La Iglesia posee respuestas para esas preguntas y un aprecio grande por todas las realidades humanas nobles, porque puede sentir con cada generación sin renuncia alguna a lo que es esencial. Frente al relativismo que afirma la imposibilidad de conocer a Dios, la Iglesia aporta el optimismo que ese Dios proporciona, aun en medio de los graves problemas que abruman a la humanidad. Frente al laicismo, la Iglesia goza de una sana laicidad que la separa del Estado, a la vez que coopera con él en la mejora del hombre. En la citada homilía del fundador del Opus Dei, se afirma que al cristiano no debe ocurrírsele decir que baja del templo al mundo para afirmar que sus soluciones son las católicas. Trata también de una mentalidad laical, que ha de conducir a la honradez de pechar con la propia responsabilidad personal; a respetar —en materias opinables- a otros hermanos en la fe que proponen soluciones distintas a las propias; a no servirse de la Iglesia, mezclándola en banderías humanas. Frente al pensamiento débil, la Iglesia ofrece convicciones fuertes para una vida lograda que toma su pleno sentido al mirar más allá de la muerte.
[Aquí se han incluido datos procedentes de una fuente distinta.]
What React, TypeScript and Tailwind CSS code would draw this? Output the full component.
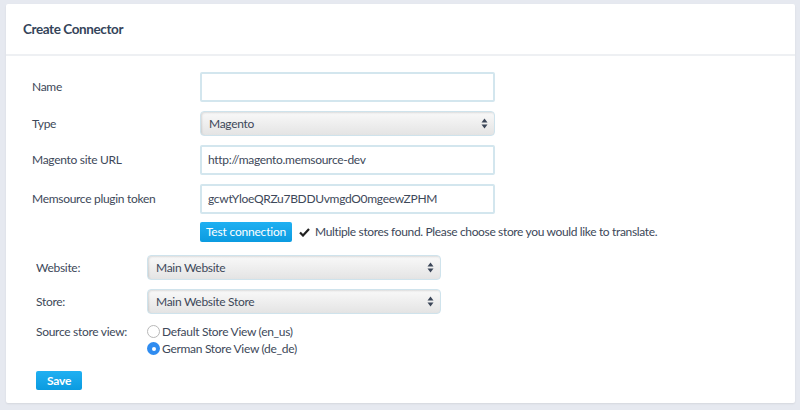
import React from 'react';

const font = { fontFamily: 'Lato, "Open Sans", sans-serif' };

const Arrows = () => (
  <svg width="7" height="11" viewBox="0 0 7 11" className="shrink-0">
    <path d="M3.5 0.5 L6.5 4.5 L0.5 4.5 Z" fill="#3b4658" />
    <path d="M3.5 10.5 L6.5 6.5 L0.5 6.5 Z" fill="#3b4658" />
  </svg>
);

const Select = ({ value, className }: { value: string; className: string }) => (
  <div
    className={`flex items-center justify-between rounded-[4px] border border-[#cfe3ec] bg-gradient-to-b from-[#f9f9f9] to-[#e4e4e4] pl-[8px] pr-[6px] text-[12px] tracking-[-0.3px] text-[#3d4859] shadow-[inset_1px_1px_2px_rgba(0,0,0,0.12)] ${className}`}
  >
    <span>{value}</span>
    <Arrows />
  </div>
);

const Input = ({ value }: { value?: string }) => (
  <div className="flex h-[30px] w-[295px] items-center rounded-[2px] border-2 border-[#d3e6ee] bg-white px-[6px] text-[12px] tracking-[-0.3px] text-[#3d4859]">
    {value}
  </div>
);

const Row = ({ label, children }: { label: string; children: React.ReactNode }) => (
  <div className="flex items-center">
    <div className="w-[168px] shrink-0 text-[12px] tracking-[-0.3px] text-[#3d4859]">{label}</div>
    {children}
  </div>
);

const Radio = ({ checked, label }: { checked?: boolean; label: string }) => (
  <div className="flex h-[17px] items-center gap-[2px]">
    {checked ? (
      <div className="flex h-[13px] w-[13px] items-center justify-center rounded-full bg-[#2f8cf0]">
        <div className="h-[4px] w-[4px] rounded-full bg-white" />
      </div>
    ) : (
      <div className="h-[13px] w-[13px] rounded-full border border-[#b8b8b8] bg-white" />
    )}
    <span className="text-[12px] tracking-[-0.3px] text-[#3d4859]">{label}</span>
  </div>
);

export default function App() {
  return (
    <div className="h-[410px] w-[800px] bg-[#e6e9f0] pl-[6px] pr-[5px] pt-[4px]" style={font}>
      <div className="h-[399px] rounded-[2px] bg-white shadow-[0_1px_2px_rgba(0,0,0,0.08)]">
        <div className="flex h-[52px] items-center border-b-2 border-[#eef0f3] pl-[17px] text-[13.5px] font-bold tracking-[-0.4px] text-[#34445a]">
          Create Connector
        </div>
        <div className="pl-[26px] pt-[16px]">
          <div className="flex flex-col">
            <Row label="Name">
              <Input />
            </Row>
            <div className="mt-[9px]">
              <Row label="Type">
                <Select value="Magento" className="h-[25px] w-[295px]" />
              </Row>
            </div>
            <div className="mt-[9px]">
              <Row label="Magento site URL">
                <Input value="http://magento.memsource-dev" />
              </Row>
            </div>
            <div className="mt-[9px]">
              <Row label="Memsource plugin token">
                <Input value="gcwtYloeQRZu7BDDUvmgdO0mgeewZPHM" />
              </Row>
            </div>
            <div className="ml-[168px] mt-[8px] flex items-center">
              <div className="flex h-[20px] w-[92px] items-center justify-center rounded-[2px] bg-gradient-to-b from-[#1fb0f2] to-[#0a9be0] text-[12px] tracking-[-0.2px] text-white">
                Test connection
              </div>
              <svg width="11" height="9" viewBox="0 0 11 9" className="ml-[7px]">
                <path d="M1 4.5 L4 7.5 L10 1" fill="none" stroke="#222" strokeWidth="2.2" />
              </svg>
              <span className="ml-[5px] text-[12px] tracking-[-0.35px] text-[#3d4859]">
                Multiple stores found. Please choose store you would like to translate.
              </span>
            </div>
          </div>
          <div className="ml-[4px] mt-[13px] flex flex-col">
            <div className="flex items-center">
              <div className="w-[111px] shrink-0 text-[12px] tracking-[-0.3px] text-[#3d4859]">Website:</div>
              <Select value="Main Website" className="h-[25px] w-[294px]" />
            </div>
            <div className="mt-[9px] flex items-center">
              <div className="w-[111px] shrink-0 text-[12px] tracking-[-0.3px] text-[#3d4859]">Store:</div>
              <Select value="Main Website Store" className="h-[25px] w-[294px]" />
            </div>
            <div className="mt-[9px] flex">
              <div className="w-[111px] shrink-0 text-[12px] leading-[17px] tracking-[-0.3px] text-[#3d4859]">Source store view:</div>
              <div className="flex flex-col">
                <Radio label="Default Store View (en_us)" />
                <Radio checked label="German Store View (de_de)" />
              </div>
            </div>
            <div className="mt-[14px] flex h-[19px] w-[46px] items-center justify-center rounded-[2px] bg-gradient-to-b from-[#1fb0f2] to-[#0a9be0] text-[12px] font-bold tracking-[-0.2px] text-white">
              Save
            </div>
          </div>
        </div>
      </div>
    </div>
  );
}
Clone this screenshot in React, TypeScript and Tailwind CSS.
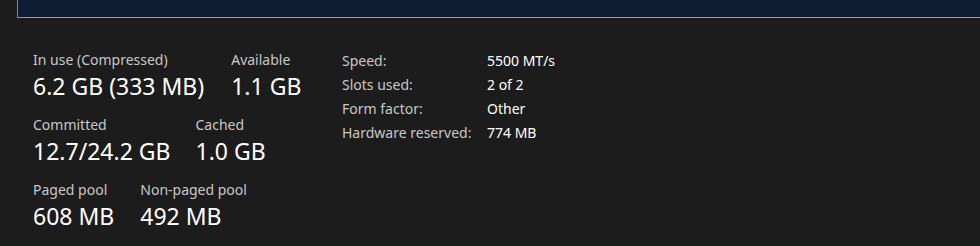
export default function App() {
  return (
    <div className="w-[980px] h-[246px] bg-[#1c1c1c] overflow-hidden font-['Noto_Sans',sans-serif] text-white">
      {/* graph panel */}
      <div className="ml-[17px] h-[18px] bg-[#0e1c33] border-l border-b border-l-[#8a8a8a] border-b-[#7aa3dc]" />

      <div className="flex pl-[33px] pt-[32px]">
        {/* left stats */}
        <div className="flex flex-col gap-[13px] w-[309px]">
          <div className="flex gap-[27px]">
            <Stat label="In use (Compressed)" value="6.2 GB (333 MB)" />
            <Stat label="Available" value="1.1 GB" />
          </div>
          <div className="flex gap-[25px]">
            <Stat label="Committed" value="12.7/24.2 GB" />
            <Stat label="Cached" value="1.0 GB" />
          </div>
          <div className="flex gap-[26px]">
            <Stat label="Paged pool" value="608 MB" />
            <Stat label="Non-paged pool" value="492 MB" />
          </div>
        </div>

        {/* right details */}
        <div className="grid grid-cols-[145px_auto] auto-rows-[24px] items-center text-[14px] mt-[-2px]">
          <span className="text-[#c8c8c8]">Speed:</span>
          <span>5500 MT/s</span>
          <span className="text-[#c8c8c8]">Slots used:</span>
          <span>2 of 2</span>
          <span className="text-[#c8c8c8]">Form factor:</span>
          <span>Other</span>
          <span className="text-[#c8c8c8]">Hardware reserved:</span>
          <span>774 MB</span>
        </div>
      </div>
    </div>
  );
}

function Stat({ label, value }: { label: string; value: string }) {
  return (
    <div className="flex flex-col">
      <span className="text-[14px] leading-[20px] text-[#c8c8c8]">{label}</span>
      <span className="text-[23px] leading-[32px]">{value}</span>
    </div>
  );
}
Este es un breve esbozo de la tarea de los cristianos para ser sal y luz del mundo, teniendo muy presente que necesitamos formación, oración y vida sacramental. Quizá también esto de San Ignacio de Antioquia: «lo que necesita el cristiano, cuando es odiado por el mundo, no son palabras persuasivas, sino grandeza de alma». Con este bagaje, bien podemos cumplir el encargo de Juan Pablo II, 1993, en Madrid: «Salid a la calle. Aportad a los hombres la salvación de Cristo que debe penetrar en la familia, en la escuela, en la cultura y en la vida política».